GOAL → Report every line in the listing below where the string "this" shows up.

DATASET RECORDS →
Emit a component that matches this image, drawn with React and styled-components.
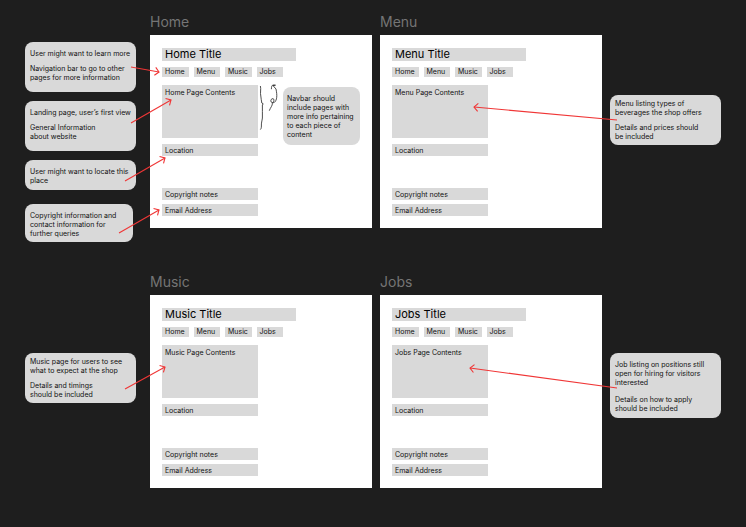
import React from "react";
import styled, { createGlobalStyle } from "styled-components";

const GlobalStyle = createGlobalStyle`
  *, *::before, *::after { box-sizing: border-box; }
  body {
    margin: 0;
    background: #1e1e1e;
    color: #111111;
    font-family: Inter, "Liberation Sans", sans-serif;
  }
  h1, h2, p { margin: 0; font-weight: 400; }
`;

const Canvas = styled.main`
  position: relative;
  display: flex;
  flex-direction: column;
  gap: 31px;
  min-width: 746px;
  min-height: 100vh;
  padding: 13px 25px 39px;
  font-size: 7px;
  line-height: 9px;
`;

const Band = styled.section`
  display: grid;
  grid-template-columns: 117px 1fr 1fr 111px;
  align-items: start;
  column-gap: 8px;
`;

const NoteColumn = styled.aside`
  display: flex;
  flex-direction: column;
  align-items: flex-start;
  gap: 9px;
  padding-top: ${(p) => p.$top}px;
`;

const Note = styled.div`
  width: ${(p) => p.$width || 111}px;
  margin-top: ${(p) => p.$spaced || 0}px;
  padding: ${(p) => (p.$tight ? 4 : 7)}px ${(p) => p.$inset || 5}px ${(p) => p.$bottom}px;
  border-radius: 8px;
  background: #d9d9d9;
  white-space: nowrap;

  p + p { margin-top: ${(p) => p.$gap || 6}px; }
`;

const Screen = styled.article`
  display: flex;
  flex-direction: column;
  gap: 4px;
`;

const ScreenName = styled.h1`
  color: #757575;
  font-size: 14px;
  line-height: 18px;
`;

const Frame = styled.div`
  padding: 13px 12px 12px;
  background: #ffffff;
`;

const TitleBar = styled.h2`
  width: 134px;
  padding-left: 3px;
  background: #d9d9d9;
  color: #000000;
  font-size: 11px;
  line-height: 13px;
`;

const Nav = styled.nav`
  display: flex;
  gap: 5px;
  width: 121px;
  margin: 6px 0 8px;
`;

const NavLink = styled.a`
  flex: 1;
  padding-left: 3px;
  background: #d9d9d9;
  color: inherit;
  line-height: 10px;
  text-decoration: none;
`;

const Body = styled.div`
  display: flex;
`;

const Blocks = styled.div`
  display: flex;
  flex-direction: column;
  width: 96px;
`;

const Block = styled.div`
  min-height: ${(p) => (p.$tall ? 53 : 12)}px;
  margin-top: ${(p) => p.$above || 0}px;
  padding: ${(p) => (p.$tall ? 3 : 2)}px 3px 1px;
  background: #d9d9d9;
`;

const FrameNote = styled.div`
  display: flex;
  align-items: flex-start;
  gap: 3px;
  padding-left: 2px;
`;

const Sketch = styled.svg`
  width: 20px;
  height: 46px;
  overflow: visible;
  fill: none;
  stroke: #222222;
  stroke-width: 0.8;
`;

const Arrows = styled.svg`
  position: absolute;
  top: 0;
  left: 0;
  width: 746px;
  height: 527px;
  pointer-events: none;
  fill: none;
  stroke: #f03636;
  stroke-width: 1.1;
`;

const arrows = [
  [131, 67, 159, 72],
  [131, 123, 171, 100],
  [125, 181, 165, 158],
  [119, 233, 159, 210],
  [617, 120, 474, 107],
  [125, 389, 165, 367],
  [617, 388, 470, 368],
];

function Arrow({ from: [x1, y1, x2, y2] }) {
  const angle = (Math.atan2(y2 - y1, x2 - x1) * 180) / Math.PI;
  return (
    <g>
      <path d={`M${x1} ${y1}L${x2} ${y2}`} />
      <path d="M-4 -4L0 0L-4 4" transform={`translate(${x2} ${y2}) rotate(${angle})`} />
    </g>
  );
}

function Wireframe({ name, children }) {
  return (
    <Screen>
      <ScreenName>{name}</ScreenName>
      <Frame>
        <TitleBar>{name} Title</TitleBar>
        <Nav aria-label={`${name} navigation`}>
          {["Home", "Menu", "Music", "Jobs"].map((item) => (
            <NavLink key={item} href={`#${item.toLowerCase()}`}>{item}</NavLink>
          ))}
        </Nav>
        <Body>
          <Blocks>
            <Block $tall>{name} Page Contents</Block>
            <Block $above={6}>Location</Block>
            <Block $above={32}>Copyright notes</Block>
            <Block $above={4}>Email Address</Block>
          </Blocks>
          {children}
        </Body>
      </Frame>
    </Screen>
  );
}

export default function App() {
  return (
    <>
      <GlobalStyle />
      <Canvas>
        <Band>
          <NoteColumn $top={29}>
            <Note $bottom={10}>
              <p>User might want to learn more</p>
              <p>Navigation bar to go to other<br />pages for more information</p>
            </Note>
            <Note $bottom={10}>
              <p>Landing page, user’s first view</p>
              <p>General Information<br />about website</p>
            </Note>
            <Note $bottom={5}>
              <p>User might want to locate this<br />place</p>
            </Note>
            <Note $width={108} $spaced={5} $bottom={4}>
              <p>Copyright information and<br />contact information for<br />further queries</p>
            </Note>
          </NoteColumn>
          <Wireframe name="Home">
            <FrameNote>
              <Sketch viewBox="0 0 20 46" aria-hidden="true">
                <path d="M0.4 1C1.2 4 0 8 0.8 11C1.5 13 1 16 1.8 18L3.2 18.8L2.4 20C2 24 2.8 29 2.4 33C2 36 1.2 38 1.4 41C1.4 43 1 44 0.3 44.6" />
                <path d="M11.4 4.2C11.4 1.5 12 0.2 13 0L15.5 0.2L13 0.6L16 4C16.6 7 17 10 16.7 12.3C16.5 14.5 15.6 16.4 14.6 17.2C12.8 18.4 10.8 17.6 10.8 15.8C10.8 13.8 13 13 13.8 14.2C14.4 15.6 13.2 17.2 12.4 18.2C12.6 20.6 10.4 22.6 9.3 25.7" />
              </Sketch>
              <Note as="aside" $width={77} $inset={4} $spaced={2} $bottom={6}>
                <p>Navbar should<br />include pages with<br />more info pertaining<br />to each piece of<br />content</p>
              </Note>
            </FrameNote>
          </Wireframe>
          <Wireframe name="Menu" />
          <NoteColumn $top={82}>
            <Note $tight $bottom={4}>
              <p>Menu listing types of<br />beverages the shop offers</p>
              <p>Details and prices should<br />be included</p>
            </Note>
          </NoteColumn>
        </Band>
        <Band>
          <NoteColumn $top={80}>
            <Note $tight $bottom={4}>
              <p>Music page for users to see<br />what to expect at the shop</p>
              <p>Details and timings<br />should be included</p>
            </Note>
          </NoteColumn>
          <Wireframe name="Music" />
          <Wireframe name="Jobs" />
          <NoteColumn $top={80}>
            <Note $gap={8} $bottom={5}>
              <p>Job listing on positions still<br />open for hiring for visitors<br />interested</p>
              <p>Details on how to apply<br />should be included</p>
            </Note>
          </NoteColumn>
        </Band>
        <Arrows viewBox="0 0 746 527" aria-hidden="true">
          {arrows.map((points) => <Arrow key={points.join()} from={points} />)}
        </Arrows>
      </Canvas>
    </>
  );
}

...

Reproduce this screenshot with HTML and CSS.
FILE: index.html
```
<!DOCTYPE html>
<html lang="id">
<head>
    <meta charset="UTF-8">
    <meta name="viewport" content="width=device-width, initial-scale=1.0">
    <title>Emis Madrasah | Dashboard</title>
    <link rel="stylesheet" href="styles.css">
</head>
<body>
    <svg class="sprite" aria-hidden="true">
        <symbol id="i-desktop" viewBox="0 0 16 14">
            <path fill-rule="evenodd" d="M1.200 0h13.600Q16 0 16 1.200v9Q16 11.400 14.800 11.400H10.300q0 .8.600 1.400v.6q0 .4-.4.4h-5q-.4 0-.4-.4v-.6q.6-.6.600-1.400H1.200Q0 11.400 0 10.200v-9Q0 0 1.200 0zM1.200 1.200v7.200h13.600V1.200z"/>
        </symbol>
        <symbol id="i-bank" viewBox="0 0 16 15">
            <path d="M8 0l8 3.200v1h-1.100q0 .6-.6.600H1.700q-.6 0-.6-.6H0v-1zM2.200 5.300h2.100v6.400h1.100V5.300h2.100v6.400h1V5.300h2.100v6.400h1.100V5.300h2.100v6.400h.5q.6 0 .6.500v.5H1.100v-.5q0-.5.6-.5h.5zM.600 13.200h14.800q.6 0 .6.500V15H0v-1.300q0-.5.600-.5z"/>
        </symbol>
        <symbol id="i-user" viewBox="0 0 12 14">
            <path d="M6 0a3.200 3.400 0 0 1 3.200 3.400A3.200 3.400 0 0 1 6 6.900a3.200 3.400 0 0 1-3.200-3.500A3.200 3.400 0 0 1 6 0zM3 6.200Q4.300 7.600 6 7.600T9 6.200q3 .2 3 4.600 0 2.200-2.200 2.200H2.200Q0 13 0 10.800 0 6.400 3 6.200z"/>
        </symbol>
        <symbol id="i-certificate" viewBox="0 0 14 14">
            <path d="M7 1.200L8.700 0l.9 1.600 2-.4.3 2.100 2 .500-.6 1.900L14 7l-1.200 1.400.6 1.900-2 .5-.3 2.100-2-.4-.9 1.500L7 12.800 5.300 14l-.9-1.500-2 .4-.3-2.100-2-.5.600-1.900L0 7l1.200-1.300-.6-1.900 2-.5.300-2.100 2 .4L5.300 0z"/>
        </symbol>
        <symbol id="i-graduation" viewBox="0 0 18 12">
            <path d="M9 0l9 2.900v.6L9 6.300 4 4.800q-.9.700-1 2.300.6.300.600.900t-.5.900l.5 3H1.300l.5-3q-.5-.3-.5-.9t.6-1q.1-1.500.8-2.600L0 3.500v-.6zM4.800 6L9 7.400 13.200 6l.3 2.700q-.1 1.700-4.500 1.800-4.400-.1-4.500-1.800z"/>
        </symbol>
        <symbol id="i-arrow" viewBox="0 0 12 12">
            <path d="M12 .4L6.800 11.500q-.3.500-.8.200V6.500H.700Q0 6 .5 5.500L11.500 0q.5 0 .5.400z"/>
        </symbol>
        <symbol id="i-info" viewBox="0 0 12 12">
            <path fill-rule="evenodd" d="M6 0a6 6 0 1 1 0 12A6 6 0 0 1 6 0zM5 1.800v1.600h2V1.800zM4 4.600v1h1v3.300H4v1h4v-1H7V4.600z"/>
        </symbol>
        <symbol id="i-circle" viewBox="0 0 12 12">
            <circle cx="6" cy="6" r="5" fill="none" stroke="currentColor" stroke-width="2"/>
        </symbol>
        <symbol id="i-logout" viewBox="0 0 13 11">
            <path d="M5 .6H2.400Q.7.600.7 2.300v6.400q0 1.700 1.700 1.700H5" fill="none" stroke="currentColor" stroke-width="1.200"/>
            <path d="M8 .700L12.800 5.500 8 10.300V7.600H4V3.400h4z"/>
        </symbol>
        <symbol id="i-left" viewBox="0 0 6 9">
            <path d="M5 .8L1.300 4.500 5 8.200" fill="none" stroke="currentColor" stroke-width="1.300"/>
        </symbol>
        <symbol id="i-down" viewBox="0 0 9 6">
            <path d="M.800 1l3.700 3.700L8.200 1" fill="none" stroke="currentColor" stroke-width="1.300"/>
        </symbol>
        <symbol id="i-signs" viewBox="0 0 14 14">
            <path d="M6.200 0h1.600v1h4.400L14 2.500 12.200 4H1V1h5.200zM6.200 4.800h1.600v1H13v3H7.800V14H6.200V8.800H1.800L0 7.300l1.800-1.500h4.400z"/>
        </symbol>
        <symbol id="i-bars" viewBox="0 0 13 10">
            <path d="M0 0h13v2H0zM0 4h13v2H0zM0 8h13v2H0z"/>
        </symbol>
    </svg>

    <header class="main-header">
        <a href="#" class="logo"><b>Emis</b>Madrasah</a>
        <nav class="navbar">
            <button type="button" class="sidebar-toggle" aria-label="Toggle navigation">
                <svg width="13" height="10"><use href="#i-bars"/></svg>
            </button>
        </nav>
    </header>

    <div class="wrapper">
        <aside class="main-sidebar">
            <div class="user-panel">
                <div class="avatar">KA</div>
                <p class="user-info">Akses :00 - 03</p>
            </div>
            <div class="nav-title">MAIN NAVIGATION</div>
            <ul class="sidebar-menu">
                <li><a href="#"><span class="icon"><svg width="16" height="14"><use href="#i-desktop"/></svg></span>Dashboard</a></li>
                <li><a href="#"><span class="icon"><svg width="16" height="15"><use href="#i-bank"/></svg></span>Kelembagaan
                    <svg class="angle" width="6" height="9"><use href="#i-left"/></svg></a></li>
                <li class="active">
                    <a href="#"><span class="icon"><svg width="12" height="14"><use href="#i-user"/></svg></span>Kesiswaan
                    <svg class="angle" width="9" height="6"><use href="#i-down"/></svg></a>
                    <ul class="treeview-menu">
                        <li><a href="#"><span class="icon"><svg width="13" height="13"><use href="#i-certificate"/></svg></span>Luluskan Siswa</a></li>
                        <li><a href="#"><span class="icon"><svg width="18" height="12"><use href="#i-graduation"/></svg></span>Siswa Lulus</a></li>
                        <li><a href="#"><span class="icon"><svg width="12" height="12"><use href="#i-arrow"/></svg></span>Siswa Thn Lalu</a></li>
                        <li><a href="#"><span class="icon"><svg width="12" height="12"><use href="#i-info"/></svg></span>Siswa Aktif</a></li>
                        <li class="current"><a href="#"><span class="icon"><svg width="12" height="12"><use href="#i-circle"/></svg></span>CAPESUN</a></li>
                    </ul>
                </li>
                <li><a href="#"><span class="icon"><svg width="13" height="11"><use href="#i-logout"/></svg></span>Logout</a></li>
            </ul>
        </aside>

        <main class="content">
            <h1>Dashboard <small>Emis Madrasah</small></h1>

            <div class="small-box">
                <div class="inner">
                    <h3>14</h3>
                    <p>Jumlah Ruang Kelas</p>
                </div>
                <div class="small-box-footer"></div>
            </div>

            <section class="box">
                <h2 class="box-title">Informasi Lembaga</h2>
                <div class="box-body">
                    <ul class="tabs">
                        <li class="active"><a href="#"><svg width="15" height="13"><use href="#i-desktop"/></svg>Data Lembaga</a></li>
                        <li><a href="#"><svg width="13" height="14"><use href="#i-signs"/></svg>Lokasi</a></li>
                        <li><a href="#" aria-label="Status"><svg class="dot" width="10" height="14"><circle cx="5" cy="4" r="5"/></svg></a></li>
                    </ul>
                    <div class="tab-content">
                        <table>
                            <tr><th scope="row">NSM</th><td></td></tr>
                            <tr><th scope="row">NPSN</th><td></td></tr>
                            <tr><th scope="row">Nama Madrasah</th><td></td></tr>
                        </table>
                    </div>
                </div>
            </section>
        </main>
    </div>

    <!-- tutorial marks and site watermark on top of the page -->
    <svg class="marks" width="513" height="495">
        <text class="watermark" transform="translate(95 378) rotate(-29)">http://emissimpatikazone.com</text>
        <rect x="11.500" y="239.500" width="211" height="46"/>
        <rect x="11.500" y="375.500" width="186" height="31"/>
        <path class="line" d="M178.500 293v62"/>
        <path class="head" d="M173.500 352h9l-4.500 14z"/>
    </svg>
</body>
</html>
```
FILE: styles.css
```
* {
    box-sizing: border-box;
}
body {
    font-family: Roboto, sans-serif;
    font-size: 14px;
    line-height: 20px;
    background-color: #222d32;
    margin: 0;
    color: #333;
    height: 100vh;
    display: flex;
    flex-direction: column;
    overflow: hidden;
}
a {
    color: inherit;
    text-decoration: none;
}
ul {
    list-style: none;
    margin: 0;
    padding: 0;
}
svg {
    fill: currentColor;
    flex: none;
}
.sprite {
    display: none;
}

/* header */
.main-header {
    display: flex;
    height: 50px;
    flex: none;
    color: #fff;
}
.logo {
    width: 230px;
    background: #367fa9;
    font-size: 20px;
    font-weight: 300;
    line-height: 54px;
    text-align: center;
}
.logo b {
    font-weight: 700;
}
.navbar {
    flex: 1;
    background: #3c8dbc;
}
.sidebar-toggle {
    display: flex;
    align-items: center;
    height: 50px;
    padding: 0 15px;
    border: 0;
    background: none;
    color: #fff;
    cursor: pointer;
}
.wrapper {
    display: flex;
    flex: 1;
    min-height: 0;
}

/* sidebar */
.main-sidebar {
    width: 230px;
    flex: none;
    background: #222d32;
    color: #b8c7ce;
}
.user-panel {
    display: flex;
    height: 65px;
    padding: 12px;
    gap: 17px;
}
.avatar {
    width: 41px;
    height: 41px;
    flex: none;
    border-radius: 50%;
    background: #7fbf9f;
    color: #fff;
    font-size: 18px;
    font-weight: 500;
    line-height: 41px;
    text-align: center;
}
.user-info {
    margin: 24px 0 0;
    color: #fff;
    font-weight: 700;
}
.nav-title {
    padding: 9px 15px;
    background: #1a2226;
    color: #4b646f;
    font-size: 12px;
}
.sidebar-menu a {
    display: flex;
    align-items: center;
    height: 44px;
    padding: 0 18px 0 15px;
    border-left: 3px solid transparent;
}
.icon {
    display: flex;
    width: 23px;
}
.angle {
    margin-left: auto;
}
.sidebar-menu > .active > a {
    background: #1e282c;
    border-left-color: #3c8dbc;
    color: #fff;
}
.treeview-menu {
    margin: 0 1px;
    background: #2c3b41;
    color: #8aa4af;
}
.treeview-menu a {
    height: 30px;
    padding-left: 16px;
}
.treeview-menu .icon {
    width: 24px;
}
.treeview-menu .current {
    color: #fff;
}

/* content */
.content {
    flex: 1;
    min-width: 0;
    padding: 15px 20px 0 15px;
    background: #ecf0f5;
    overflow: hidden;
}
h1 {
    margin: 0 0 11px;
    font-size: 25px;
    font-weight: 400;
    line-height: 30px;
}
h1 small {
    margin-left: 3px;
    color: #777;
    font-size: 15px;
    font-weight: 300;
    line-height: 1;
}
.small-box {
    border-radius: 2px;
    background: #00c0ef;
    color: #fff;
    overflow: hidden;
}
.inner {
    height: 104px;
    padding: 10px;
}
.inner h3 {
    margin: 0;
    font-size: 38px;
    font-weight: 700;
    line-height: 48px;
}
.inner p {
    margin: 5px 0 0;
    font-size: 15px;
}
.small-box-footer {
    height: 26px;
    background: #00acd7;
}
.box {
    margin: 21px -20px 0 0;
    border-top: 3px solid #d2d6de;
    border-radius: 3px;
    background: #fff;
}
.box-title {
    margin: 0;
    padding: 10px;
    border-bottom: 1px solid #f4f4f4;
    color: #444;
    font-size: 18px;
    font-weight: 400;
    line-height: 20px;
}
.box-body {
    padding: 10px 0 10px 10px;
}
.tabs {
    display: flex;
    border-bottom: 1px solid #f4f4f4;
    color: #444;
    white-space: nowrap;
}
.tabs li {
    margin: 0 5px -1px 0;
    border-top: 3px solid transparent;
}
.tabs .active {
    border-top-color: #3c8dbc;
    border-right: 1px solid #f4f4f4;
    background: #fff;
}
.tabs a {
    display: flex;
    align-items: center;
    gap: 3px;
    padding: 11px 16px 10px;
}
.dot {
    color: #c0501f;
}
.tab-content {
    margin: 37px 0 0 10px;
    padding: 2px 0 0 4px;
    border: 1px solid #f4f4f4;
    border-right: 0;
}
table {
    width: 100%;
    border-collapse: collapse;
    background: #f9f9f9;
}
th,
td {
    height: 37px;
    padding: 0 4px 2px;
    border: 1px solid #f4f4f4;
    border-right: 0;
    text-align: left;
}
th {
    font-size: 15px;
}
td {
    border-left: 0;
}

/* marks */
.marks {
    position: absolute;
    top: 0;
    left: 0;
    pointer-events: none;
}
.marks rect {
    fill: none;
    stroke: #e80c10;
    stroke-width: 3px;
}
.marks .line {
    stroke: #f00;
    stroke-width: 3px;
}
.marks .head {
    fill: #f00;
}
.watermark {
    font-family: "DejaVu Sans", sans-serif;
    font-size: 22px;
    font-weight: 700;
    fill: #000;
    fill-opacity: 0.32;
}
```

FINISHED TASK →
Emit a component that matches this image, drawn with React and styled-components.
              <p>User might want to locate this<br />place</p>
Reproduce this screenshot with HTML and CSS.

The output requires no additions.